I am in high school and I am writing a paper on RSA. I want to show that low values of the public key exponent can make it easy to 'invert' the function so that the encrypted message can be recovered. How is this done? I have tried to read the Handbook of Applied Cryptography but it's not making sense...
Would this be inversion: Taking cipher text, and continuously adding the modulus, then taking the eth root of the sum. If the result is an integer, then it is the plaintext message.
I want to show that low values of the public key exponent can make it easy to 'invert' the function so that the encrypted message can be recovered.
That is not known to be true; as long as the modulus is large enough to make factorization infeasible, there is no known way to compute e-th roots in general.
Now, if the plaintext $p$ is small enough that $p^e < N$, then it is easy to recover $p$ (just take the e-th root over the integers, which is an easy problem).

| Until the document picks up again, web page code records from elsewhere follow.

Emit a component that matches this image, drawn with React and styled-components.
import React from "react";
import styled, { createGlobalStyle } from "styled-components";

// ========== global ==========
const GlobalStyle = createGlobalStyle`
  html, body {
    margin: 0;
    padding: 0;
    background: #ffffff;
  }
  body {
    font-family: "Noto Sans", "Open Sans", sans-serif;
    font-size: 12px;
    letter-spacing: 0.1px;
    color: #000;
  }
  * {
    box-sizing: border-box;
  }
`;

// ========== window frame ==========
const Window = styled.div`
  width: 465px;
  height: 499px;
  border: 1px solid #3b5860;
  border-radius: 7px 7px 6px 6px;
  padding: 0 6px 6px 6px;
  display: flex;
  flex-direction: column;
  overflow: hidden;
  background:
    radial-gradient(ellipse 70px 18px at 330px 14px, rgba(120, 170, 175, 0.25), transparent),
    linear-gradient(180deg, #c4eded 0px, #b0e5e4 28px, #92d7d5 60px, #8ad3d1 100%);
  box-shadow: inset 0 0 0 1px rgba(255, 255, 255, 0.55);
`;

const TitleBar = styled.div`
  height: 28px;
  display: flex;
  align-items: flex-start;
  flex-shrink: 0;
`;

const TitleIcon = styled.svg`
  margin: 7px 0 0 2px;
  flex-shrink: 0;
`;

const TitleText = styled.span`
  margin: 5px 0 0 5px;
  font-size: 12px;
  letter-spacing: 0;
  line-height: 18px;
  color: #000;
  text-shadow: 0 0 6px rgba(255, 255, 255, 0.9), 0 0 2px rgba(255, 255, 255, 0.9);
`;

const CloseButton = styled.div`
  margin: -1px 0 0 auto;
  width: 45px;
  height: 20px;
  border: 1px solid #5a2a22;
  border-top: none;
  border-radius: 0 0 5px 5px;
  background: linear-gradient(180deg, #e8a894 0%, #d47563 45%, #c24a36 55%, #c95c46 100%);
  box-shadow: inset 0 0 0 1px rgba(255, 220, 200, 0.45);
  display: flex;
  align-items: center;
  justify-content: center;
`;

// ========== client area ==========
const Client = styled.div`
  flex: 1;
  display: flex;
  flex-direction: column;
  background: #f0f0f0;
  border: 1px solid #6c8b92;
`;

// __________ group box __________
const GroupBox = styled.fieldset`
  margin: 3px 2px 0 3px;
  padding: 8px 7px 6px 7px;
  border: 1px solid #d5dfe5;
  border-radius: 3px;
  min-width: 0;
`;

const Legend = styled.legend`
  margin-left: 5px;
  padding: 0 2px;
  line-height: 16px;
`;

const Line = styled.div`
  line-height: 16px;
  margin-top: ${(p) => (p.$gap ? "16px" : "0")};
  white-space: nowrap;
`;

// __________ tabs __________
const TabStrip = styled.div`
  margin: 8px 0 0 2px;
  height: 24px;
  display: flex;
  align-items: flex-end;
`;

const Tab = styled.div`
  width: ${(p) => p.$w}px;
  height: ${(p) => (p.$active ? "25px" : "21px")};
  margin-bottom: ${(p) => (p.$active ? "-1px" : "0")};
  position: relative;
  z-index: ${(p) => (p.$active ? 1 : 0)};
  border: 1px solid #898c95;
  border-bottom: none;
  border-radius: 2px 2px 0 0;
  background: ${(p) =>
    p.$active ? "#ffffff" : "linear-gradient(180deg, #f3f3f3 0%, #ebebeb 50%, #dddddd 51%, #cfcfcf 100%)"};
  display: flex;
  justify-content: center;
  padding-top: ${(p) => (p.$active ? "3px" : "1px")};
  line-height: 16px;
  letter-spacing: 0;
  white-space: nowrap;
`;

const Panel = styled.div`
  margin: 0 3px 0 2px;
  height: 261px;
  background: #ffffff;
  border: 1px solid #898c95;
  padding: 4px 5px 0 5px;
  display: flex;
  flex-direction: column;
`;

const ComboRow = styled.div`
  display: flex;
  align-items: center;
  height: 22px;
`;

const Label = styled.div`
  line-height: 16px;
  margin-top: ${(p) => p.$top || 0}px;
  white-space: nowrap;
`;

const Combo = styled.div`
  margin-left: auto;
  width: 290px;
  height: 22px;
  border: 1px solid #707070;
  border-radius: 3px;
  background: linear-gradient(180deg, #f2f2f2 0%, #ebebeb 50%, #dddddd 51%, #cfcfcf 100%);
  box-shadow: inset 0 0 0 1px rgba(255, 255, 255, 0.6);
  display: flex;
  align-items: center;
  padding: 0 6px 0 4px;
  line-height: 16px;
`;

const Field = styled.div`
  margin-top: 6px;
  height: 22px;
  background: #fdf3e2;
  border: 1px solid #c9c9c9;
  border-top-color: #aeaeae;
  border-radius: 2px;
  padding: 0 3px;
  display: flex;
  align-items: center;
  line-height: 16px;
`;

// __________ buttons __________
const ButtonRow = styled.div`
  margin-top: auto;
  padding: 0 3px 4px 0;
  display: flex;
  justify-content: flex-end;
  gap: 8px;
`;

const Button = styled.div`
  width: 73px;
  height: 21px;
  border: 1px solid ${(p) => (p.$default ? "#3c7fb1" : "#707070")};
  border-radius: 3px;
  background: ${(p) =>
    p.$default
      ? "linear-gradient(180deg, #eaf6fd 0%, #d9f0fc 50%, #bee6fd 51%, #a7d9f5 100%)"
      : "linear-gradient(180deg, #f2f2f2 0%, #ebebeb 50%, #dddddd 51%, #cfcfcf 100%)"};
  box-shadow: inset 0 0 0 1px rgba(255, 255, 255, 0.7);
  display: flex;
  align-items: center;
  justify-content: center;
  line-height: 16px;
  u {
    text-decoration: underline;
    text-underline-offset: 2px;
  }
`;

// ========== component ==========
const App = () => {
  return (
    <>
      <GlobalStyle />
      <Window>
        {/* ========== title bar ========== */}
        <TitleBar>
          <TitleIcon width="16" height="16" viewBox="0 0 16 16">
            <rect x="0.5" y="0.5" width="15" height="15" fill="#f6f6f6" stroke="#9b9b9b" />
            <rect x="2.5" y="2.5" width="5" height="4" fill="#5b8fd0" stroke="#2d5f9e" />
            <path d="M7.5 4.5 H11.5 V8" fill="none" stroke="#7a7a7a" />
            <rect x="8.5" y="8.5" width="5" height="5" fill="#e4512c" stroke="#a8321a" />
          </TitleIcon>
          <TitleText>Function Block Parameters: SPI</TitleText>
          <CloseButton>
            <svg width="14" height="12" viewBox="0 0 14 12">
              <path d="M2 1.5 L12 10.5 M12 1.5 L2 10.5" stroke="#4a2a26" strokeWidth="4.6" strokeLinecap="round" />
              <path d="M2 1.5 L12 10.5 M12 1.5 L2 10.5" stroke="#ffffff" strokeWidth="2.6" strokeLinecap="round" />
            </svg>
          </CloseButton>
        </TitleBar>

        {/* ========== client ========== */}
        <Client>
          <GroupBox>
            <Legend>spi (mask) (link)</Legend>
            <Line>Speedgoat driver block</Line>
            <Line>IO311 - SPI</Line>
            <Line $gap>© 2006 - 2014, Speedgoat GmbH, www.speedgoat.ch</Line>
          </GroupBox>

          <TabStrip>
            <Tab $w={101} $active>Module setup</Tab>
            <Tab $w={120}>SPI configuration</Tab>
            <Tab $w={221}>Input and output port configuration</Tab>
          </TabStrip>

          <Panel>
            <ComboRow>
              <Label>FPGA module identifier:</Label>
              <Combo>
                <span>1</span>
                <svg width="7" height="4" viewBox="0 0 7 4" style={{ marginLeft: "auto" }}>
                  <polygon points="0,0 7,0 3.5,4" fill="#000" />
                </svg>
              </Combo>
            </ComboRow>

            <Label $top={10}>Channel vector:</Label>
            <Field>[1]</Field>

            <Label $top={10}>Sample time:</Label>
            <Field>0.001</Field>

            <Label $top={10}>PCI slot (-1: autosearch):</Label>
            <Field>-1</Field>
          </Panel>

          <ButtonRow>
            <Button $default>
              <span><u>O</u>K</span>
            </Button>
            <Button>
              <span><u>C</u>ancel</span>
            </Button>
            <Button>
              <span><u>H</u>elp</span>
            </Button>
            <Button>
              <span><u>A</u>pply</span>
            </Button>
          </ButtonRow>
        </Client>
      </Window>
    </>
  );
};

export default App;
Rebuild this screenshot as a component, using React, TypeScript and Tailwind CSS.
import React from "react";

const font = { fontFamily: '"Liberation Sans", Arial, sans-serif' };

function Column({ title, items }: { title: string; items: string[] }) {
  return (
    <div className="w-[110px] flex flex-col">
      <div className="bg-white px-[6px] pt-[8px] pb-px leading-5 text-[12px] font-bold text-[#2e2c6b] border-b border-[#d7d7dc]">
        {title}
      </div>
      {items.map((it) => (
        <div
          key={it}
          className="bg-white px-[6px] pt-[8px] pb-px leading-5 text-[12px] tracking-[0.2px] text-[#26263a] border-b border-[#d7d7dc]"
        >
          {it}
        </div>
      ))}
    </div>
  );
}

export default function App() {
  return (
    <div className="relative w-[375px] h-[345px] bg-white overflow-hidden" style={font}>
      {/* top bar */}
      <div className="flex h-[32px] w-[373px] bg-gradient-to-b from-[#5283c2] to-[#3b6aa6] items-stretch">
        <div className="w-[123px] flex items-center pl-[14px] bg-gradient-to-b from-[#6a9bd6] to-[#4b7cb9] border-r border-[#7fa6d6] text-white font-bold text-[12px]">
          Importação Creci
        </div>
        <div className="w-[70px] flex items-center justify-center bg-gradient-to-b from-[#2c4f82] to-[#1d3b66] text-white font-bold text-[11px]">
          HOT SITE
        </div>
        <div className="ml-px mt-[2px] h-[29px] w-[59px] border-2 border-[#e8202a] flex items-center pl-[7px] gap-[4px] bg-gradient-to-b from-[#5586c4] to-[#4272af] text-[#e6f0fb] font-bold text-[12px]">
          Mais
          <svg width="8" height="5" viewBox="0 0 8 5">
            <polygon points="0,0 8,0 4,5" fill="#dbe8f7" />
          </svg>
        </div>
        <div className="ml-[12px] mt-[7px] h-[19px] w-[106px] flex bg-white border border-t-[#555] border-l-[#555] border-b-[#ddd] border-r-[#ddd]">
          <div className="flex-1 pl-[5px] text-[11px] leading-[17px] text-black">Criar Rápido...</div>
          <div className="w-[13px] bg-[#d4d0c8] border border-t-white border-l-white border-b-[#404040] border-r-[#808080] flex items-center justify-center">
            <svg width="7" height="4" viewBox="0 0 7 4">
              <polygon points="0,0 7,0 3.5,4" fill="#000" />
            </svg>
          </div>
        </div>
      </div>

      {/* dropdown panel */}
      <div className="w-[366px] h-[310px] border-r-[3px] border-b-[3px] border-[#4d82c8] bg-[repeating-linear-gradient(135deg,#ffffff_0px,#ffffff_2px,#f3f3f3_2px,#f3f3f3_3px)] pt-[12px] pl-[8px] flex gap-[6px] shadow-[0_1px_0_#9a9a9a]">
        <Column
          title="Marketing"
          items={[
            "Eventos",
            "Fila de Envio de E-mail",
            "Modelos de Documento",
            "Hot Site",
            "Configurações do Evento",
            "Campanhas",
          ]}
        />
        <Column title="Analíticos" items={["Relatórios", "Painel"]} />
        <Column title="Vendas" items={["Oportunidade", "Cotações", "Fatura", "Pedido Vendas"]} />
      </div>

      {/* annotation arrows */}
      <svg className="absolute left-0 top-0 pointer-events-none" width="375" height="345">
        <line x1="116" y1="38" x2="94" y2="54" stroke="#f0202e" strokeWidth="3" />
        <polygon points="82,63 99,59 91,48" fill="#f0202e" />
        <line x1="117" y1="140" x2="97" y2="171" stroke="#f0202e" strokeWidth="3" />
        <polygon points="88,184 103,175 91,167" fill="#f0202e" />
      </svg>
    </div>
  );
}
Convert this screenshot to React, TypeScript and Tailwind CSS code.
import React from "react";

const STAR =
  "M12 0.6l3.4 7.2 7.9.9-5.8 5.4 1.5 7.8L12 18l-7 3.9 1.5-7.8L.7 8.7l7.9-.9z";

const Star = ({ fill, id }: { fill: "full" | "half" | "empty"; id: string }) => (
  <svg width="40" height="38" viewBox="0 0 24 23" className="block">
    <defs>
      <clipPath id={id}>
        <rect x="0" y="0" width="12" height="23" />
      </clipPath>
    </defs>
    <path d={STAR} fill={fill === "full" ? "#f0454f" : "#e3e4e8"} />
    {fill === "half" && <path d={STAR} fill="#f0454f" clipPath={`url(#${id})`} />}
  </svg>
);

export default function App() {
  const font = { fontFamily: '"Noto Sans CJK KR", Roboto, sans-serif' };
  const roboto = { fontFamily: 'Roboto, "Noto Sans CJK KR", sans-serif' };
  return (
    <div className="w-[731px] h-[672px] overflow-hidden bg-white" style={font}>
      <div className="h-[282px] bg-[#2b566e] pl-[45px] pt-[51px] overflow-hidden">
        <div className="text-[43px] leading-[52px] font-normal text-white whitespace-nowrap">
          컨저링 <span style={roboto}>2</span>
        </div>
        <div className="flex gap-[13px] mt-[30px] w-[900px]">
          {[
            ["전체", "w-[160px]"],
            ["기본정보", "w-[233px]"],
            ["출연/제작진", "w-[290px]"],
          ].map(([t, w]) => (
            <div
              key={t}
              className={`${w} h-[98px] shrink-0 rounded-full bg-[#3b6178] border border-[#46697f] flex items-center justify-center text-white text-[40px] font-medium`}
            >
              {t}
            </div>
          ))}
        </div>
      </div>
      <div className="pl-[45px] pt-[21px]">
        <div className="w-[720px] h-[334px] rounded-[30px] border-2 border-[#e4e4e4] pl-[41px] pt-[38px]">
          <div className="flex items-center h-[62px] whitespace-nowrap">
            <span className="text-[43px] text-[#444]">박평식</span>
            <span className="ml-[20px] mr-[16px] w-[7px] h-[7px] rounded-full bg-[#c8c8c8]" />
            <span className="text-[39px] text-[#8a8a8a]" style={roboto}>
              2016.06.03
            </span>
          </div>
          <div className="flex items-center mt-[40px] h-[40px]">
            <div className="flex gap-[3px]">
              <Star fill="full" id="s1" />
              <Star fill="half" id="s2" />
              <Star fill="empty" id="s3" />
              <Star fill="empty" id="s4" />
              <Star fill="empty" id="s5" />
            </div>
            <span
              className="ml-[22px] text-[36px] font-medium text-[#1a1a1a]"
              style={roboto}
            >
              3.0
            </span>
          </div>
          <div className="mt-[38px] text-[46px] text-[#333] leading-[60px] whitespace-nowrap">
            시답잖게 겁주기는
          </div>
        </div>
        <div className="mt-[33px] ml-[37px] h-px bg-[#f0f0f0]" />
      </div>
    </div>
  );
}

That's as close as we know to the result you're trying to get.
Would this be inversion: Taking cipher text, and continuously adding the modulus, then taking the eth root of the sum. If the result is an integer, then it is the plaintext message.
If $N$ is small enough to make work in a practical amount of time, then $N$ is small enough to factor.
While Poncho's answer is fully valid I'll hereby extend the part on the proposed idea being inferior to factoring.
I want to show that low values of the public key exponent can make it easy to 'invert' the function so that the encrypted message can be recovered.
As poncho said this is only feasible if the message's length is smaller than the modulus length divided by e, i.e. when no modular reduction takes place.
Would this be inversion: Taking cipher text, and continuously adding the modulus, then taking the eth root of the sum. If the result is an integer, then it is the plaintext message.
The problem of this approach is the run-time. For this approach to be viable you need to beat the General Number Field Sieve (GNFS) in terms of performance at least for some messages. So let's assume the best case scenario, where your algorithm starts operating: if $||m||\geq ||N||/e$, so for example for a 1025-bit message for 3072-bit RSA with $e=3$. To be beat the GNFS, you need to be able to carry out the attack on less than $2^{256}$ operations for this scenario. Clearly, the ciphertext will have length $||c||=3072$ bits with high probability and the term you're looking for $m^e$ has $1025*3=3075$ bits. So you have to test every single (or at least half) of all the multiples of $N$ in the 3075 bit range, which are $2^3=8$, which is indeed feasible. But which area of messages can you break using this technique? You can break any message for which the above equation holds and for which $(||m||-||N||/e)*e<2^{60}$, meaning for $e=3$ you "can break 20 more bits" (f.ex. 1025-1045). If you consider your technique "good" if it stays below factoring, you can even extend that to 80 bits. But in practice this kind of attack is already countered by randomized padding.